Brian Oglesbee and one of his "Water Series" prints
Brian Oglesbee and one of his "Water Series" prints

Meet Fine-Art Photographer Brian Oglesbee

Oglesbee's new book Aquatique will be released in September 2007

Every once in a while something really great happens to someone that really deserves it and who has waited a really long time for it to happen. And that is exactly the case with the upcoming publication of Brian Oglesbee's exquisite new book Aquatique (Insight Editions, September 07, 2007). The book is going to be a monograph featuring more than 100 of Brian's extraordinary underwater figure studies, plus detail shots of some photos that let you delve into an otherwise hidden level of his images. I wrote a feature on Brian for the March/April edition of American Photo magazine (the issue that is currently on the stands).

I first met Brian about 15 years ago when I was writing for Photo District News and he was working largely as a product/advertising photographer (he photographed the Light Impressions catalog for many years) and also shooting wild room set photos that looked a cross between a furniture catalog and a Salvador Dali painting (at least to me). About two years after I met him he began showing me his early creations in what he calls his "Water Series" photographs. I was captivated by the images and I've been lucky enough to see the series evolve at very close range for the past 13 years.

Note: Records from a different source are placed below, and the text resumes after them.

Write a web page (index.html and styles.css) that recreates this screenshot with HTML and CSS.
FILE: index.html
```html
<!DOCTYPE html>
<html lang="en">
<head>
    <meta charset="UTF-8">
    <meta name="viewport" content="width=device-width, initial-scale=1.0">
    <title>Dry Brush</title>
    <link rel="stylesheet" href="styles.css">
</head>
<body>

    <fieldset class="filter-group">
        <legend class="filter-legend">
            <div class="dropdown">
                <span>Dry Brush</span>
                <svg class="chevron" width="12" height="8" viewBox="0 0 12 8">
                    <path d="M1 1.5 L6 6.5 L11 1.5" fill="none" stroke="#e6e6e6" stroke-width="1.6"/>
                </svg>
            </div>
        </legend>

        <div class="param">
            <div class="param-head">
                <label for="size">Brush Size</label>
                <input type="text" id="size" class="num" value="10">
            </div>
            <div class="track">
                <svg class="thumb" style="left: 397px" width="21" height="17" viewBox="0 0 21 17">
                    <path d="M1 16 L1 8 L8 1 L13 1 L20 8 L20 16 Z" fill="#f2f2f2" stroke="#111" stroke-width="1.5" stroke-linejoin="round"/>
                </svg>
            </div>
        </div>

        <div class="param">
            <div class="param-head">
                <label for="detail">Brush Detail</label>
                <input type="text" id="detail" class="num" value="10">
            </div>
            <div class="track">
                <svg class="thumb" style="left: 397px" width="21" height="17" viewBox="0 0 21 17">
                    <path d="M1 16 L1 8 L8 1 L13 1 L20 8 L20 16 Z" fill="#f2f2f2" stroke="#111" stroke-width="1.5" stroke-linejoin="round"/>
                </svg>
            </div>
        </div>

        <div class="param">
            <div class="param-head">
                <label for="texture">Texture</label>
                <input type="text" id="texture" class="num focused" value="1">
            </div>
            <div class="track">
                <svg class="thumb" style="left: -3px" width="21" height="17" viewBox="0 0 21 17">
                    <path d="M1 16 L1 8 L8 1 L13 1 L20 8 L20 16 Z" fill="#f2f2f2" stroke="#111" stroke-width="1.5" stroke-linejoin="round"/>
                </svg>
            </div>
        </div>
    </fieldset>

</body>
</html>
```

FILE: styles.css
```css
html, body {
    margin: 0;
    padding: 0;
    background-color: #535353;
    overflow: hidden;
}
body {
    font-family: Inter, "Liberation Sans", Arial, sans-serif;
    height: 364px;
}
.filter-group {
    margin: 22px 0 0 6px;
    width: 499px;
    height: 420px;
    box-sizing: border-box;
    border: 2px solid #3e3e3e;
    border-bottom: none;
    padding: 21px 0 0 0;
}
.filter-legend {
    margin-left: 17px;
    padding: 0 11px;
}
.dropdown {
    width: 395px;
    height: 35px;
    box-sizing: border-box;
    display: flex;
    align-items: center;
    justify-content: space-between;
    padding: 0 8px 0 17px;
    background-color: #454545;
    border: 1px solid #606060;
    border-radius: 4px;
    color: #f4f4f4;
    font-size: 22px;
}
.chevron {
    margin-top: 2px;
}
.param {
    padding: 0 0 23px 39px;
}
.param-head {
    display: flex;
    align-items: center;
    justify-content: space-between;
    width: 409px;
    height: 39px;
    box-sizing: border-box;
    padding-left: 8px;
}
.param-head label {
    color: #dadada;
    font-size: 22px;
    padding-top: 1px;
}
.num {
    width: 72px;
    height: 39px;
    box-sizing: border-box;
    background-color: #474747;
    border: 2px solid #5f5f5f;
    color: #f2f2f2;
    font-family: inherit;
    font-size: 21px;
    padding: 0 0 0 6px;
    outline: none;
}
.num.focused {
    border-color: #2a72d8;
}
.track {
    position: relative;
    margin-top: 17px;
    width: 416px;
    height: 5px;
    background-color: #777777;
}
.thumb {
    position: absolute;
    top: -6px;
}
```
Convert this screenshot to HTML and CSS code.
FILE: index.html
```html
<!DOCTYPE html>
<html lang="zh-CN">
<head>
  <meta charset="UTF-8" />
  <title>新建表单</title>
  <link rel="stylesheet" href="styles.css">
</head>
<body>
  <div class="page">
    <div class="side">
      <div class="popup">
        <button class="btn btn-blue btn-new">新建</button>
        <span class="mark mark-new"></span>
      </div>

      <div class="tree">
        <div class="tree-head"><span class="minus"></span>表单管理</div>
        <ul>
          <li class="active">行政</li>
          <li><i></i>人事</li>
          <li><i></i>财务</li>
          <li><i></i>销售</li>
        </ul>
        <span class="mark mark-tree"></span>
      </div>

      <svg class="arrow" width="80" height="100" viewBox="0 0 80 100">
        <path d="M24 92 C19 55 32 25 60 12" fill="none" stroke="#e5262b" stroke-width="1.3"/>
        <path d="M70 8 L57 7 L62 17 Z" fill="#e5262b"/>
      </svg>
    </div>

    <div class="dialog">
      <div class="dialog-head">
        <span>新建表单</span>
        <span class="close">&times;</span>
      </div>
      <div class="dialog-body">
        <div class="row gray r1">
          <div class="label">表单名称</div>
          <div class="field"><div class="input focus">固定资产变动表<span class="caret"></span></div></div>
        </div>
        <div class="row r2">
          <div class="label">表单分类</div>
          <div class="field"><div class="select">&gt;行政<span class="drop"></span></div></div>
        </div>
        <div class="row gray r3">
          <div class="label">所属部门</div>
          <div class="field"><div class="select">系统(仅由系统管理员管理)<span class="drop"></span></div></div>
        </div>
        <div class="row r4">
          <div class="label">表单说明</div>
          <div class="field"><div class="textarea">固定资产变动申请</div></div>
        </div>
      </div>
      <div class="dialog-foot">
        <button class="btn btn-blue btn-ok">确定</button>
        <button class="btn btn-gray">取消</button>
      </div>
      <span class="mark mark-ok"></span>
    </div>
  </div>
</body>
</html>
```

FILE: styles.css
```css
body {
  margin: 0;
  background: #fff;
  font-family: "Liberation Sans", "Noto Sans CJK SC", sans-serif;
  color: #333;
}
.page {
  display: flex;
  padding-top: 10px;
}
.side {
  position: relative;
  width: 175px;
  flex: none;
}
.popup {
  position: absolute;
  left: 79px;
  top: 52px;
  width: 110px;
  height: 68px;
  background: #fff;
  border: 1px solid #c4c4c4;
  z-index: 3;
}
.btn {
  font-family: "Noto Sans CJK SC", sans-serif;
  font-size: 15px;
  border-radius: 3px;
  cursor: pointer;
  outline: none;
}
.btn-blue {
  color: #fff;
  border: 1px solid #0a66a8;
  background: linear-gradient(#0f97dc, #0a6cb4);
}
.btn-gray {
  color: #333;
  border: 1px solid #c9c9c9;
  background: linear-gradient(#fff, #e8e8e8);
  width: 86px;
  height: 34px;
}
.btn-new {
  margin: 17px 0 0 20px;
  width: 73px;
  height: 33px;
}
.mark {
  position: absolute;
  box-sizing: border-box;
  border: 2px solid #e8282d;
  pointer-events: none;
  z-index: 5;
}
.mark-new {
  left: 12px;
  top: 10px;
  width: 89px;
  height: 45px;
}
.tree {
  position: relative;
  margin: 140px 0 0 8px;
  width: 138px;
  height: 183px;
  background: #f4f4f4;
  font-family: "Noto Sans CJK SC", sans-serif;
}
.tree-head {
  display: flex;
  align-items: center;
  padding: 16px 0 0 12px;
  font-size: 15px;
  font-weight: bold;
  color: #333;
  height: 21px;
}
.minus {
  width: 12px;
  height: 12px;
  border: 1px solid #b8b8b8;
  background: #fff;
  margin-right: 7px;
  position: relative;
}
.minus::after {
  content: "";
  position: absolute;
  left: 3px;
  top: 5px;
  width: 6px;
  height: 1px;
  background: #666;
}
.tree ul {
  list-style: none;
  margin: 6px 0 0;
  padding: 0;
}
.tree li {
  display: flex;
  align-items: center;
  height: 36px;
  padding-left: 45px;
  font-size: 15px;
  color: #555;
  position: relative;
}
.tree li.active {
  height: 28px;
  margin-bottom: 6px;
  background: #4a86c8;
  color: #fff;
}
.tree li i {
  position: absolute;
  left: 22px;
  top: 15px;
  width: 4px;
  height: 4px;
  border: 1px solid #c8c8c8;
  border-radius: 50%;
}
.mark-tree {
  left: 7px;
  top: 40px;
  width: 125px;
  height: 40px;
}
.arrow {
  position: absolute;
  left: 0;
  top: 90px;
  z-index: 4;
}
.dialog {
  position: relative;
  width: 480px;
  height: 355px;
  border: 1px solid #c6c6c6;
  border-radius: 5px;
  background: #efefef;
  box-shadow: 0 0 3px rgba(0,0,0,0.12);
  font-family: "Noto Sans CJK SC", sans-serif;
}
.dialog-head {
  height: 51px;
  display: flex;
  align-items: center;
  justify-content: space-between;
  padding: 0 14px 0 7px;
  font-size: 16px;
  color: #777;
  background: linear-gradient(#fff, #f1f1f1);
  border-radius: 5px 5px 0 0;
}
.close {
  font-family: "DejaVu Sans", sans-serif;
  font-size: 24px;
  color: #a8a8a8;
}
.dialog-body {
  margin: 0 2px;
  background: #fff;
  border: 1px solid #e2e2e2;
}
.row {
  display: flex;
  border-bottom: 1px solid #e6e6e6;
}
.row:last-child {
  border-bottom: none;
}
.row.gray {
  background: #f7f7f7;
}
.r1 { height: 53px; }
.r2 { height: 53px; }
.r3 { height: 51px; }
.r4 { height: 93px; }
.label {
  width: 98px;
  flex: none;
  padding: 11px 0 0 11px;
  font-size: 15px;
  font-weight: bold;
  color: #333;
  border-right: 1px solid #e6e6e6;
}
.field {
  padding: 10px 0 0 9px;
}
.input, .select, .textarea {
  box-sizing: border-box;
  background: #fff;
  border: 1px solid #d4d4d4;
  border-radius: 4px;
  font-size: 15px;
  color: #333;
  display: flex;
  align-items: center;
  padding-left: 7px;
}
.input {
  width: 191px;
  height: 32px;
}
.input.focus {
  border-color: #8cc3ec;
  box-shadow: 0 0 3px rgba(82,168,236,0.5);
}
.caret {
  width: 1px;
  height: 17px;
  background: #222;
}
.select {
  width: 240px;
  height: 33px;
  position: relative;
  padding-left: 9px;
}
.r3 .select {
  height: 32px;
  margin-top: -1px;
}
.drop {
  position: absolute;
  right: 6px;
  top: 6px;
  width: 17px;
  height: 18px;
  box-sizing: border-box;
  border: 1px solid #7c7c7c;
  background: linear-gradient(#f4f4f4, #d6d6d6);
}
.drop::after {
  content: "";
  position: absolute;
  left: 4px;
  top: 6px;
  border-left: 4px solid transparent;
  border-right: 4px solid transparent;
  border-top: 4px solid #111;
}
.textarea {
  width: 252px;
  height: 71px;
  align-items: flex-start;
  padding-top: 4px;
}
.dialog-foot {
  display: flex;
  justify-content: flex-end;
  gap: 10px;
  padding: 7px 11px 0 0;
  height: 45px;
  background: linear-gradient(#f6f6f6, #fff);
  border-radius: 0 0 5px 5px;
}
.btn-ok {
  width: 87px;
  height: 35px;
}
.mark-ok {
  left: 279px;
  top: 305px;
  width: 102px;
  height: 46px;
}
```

Almost five years ago (long before the book contract was in sight) Brian presented a slide show of some of the images to a group of elite big name New York shooters at the NY PhotoGroup Salon. The group included the likes of Jay Maisel, Howard Schatz and Walter Ioos. I was in the room and the reaction was extraordinary: you could almost hear the jaws dropping across the room as the images--and the detail shots that followed--were projected in the darkness. Arnold Newman (who had presented a wonderful 90-minute retrospective a few minutes before) was obviously impressed--and more than a bit surprised when Brian explained that there was no image editing involved. What was supposed to be a quick 20-minute slide presentation turned into an hour-long-plus question and answer period. It was a really fun evening and I think Brian got great affirmation that he was onto something quite unusual.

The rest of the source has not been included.